-- To be done --
Reproduce the listing below verbatim.
___ Collected material
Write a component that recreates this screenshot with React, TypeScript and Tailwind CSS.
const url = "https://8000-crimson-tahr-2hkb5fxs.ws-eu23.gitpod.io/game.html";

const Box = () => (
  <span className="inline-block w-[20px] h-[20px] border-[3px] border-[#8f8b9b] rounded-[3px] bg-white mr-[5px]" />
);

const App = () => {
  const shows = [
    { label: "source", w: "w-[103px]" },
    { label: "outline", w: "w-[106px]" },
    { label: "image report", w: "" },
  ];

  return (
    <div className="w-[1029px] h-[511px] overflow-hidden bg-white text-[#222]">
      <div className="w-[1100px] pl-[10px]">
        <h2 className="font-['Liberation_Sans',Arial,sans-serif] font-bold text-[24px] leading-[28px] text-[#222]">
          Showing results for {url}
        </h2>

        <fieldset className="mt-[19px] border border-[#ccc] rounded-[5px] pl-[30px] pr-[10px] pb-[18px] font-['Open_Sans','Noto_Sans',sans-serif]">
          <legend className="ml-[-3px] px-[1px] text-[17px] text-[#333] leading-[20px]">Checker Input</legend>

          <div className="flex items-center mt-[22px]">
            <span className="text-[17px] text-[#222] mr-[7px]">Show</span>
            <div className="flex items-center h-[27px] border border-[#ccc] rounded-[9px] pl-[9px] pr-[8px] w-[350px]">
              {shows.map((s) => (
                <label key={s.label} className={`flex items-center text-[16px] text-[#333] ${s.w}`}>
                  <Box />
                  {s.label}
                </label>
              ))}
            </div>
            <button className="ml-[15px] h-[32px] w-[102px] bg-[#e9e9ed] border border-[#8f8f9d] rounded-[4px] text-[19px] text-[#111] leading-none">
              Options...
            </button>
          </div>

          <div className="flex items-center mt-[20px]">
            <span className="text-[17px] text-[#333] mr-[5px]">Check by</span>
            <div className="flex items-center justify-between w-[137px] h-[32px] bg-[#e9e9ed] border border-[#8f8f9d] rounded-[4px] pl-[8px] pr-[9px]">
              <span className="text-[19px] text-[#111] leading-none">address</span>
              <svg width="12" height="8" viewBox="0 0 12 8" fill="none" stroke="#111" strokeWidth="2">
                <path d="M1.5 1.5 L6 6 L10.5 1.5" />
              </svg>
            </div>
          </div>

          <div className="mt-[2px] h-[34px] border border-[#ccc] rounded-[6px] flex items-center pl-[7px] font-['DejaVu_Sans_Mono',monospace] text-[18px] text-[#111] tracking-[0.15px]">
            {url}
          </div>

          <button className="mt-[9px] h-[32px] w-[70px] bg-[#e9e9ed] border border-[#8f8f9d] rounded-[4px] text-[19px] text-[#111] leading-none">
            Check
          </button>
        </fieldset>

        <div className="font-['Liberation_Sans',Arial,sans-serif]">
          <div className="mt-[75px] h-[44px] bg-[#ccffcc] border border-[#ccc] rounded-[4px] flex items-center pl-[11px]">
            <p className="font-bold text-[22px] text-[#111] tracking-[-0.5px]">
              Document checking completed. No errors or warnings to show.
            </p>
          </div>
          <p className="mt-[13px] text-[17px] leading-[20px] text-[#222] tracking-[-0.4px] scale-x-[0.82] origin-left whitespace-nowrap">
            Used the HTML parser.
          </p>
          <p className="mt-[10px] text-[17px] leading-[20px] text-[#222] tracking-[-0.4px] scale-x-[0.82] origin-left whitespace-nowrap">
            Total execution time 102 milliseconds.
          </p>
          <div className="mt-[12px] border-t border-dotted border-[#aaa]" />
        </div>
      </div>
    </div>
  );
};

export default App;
______
-- Result of this task --
Write a component that recreates this screenshot with React, TypeScript and Tailwind CSS.
const url = "https://8000-crimson-tahr-2hkb5fxs.ws-eu23.gitpod.io/game.html";

const Box = () => (
  <span className="inline-block w-[20px] h-[20px] border-[3px] border-[#8f8b9b] rounded-[3px] bg-white mr-[5px]" />
);

const App = () => {
  const shows = [
    { label: "source", w: "w-[103px]" },
    { label: "outline", w: "w-[106px]" },
    { label: "image report", w: "" },
  ];

  return (
    <div className="w-[1029px] h-[511px] overflow-hidden bg-white text-[#222]">
      <div className="w-[1100px] pl-[10px]">
        <h2 className="font-['Liberation_Sans',Arial,sans-serif] font-bold text-[24px] leading-[28px] text-[#222]">
          Showing results for {url}
        </h2>

        <fieldset className="mt-[19px] border border-[#ccc] rounded-[5px] pl-[30px] pr-[10px] pb-[18px] font-['Open_Sans','Noto_Sans',sans-serif]">
          <legend className="ml-[-3px] px-[1px] text-[17px] text-[#333] leading-[20px]">Checker Input</legend>

          <div className="flex items-center mt-[22px]">
            <span className="text-[17px] text-[#222] mr-[7px]">Show</span>
            <div className="flex items-center h-[27px] border border-[#ccc] rounded-[9px] pl-[9px] pr-[8px] w-[350px]">
              {shows.map((s) => (
                <label key={s.label} className={`flex items-center text-[16px] text-[#333] ${s.w}`}>
                  <Box />
                  {s.label}
                </label>
              ))}
            </div>
            <button className="ml-[15px] h-[32px] w-[102px] bg-[#e9e9ed] border border-[#8f8f9d] rounded-[4px] text-[19px] text-[#111] leading-none">
              Options...
            </button>
          </div>

          <div className="flex items-center mt-[20px]">
            <span className="text-[17px] text-[#333] mr-[5px]">Check by</span>
            <div className="flex items-center justify-between w-[137px] h-[32px] bg-[#e9e9ed] border border-[#8f8f9d] rounded-[4px] pl-[8px] pr-[9px]">
              <span className="text-[19px] text-[#111] leading-none">address</span>
              <svg width="12" height="8" viewBox="0 0 12 8" fill="none" stroke="#111" strokeWidth="2">
                <path d="M1.5 1.5 L6 6 L10.5 1.5" />
              </svg>
            </div>
          </div>

          <div className="mt-[2px] h-[34px] border border-[#ccc] rounded-[6px] flex items-center pl-[7px] font-['DejaVu_Sans_Mono',monospace] text-[18px] text-[#111] tracking-[0.15px]">
            {url}
          </div>

          <button className="mt-[9px] h-[32px] w-[70px] bg-[#e9e9ed] border border-[#8f8f9d] rounded-[4px] text-[19px] text-[#111] leading-none">
            Check
          </button>
        </fieldset>

        <div className="font-['Liberation_Sans',Arial,sans-serif]">
          <div className="mt-[75px] h-[44px] bg-[#ccffcc] border border-[#ccc] rounded-[4px] flex items-center pl-[11px]">
            <p className="font-bold text-[22px] text-[#111] tracking-[-0.5px]">
              Document checking completed. No errors or warnings to show.
            </p>
          </div>
          <p className="mt-[13px] text-[17px] leading-[20px] text-[#222] tracking-[-0.4px] scale-x-[0.82] origin-left whitespace-nowrap">
            Used the HTML parser.
          </p>
          <p className="mt-[10px] text-[17px] leading-[20px] text-[#222] tracking-[-0.4px] scale-x-[0.82] origin-left whitespace-nowrap">
            Total execution time 102 milliseconds.
          </p>
          <div className="mt-[12px] border-t border-dotted border-[#aaa]" />
        </div>
      </div>
    </div>
  );
};

export default App;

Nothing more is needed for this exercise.